GIVEN TASK: From the records below, copy out exactly the lines from the one containing "Generate a component" to the one containing "import React from 'react';", both included. Add nothing else.

-- RECORD LIST start --

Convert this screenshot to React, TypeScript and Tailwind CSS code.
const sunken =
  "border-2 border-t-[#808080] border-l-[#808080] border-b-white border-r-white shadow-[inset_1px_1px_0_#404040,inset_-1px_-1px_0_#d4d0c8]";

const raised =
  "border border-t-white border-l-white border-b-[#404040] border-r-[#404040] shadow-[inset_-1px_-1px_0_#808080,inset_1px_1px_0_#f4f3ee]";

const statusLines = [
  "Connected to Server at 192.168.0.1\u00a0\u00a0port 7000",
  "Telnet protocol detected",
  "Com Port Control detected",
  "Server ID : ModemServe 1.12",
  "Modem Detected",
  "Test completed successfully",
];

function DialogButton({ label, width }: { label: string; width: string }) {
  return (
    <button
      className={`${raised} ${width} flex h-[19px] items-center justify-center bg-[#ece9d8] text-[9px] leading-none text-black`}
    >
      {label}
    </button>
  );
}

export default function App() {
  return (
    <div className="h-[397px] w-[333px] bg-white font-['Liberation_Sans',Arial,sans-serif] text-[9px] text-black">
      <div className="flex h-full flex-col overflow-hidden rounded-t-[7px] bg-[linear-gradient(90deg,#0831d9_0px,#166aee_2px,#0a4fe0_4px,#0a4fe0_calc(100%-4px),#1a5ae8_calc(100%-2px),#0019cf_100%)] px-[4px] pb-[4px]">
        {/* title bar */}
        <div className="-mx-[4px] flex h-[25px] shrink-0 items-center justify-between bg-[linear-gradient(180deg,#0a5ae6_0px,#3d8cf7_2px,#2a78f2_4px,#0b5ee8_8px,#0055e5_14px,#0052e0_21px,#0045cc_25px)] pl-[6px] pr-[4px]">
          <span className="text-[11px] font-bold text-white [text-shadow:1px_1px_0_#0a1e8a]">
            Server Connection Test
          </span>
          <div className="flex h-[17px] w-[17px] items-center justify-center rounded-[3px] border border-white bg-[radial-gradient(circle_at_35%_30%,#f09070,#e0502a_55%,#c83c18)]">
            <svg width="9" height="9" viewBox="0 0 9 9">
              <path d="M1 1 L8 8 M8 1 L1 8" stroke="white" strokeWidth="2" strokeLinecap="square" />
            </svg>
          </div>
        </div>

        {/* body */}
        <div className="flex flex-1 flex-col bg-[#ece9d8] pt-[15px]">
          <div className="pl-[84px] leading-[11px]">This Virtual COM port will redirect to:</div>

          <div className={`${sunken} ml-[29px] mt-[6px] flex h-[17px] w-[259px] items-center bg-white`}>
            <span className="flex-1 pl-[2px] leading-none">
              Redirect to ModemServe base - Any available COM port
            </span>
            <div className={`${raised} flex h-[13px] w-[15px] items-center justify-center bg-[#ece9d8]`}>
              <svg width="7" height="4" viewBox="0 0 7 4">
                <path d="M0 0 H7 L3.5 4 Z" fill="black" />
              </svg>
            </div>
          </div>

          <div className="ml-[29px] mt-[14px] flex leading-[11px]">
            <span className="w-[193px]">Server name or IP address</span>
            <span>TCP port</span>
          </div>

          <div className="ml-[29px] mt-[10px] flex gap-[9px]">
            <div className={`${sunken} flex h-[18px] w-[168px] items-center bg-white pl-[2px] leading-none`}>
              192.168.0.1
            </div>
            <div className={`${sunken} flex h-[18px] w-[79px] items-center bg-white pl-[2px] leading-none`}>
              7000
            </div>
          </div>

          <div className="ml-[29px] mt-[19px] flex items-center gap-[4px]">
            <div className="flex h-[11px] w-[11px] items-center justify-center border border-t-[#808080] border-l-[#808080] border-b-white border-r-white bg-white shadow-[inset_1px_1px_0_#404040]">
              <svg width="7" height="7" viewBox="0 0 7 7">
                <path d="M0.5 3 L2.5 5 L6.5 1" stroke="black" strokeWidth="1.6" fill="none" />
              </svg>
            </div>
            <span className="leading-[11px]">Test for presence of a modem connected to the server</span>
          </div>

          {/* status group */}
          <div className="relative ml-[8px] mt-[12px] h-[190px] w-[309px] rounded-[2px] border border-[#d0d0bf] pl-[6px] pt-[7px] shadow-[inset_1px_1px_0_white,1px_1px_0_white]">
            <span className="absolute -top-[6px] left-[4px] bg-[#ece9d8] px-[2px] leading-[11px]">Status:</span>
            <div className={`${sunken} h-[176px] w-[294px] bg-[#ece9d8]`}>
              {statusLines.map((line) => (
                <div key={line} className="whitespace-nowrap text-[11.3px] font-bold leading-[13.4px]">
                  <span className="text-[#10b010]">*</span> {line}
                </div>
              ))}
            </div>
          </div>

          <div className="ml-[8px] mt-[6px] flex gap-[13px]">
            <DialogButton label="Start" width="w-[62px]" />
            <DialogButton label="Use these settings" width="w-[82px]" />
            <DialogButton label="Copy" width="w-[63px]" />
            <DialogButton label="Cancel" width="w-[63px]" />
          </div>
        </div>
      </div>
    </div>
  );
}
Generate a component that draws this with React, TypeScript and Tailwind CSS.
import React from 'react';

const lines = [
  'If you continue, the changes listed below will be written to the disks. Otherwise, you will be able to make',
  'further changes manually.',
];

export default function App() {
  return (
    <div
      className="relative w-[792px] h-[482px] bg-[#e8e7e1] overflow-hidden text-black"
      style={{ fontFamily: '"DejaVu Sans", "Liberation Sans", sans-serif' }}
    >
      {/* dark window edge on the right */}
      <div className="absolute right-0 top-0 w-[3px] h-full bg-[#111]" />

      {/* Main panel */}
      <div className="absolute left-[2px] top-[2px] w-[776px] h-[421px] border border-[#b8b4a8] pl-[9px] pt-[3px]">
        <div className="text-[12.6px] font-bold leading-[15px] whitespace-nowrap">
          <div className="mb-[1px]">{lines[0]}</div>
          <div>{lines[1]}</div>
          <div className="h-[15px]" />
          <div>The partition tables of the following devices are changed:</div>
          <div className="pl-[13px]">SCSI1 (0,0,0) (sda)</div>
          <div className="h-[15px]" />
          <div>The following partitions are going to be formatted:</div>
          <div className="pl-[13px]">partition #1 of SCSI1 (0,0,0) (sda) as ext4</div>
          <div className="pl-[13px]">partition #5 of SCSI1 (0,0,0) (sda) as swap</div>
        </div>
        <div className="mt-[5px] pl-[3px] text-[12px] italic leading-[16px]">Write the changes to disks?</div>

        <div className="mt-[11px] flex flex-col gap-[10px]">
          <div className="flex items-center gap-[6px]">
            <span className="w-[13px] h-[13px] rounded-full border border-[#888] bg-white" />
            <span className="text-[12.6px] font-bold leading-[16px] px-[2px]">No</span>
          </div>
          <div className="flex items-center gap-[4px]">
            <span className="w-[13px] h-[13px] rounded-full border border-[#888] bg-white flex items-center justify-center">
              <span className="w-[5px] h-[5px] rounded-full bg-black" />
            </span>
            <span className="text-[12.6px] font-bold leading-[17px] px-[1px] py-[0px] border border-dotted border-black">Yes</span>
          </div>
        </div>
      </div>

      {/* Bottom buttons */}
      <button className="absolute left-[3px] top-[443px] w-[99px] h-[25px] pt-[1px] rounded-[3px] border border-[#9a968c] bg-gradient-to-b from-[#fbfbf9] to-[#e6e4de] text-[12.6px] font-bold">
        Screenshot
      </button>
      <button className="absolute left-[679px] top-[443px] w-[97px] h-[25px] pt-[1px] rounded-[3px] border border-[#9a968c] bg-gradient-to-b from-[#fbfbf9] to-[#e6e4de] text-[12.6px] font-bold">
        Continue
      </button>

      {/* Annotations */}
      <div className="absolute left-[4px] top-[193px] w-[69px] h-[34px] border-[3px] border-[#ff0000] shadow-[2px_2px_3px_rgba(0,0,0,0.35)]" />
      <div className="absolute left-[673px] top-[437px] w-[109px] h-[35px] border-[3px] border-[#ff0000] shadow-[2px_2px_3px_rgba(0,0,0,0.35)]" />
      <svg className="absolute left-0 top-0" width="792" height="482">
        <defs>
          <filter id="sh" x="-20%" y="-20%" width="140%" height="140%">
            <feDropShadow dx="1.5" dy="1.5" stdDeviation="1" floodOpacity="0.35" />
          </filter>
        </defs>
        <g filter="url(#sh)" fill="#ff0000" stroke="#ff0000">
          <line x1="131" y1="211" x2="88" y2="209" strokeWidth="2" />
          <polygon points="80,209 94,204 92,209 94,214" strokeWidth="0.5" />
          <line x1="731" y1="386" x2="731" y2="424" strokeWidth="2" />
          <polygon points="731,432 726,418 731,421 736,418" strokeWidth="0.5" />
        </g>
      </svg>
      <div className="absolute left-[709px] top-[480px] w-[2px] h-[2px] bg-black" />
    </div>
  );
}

-- RECORD LIST end --

RESULT OF THIS TASK:
Generate a component that draws this with React, TypeScript and Tailwind CSS.
import React from 'react';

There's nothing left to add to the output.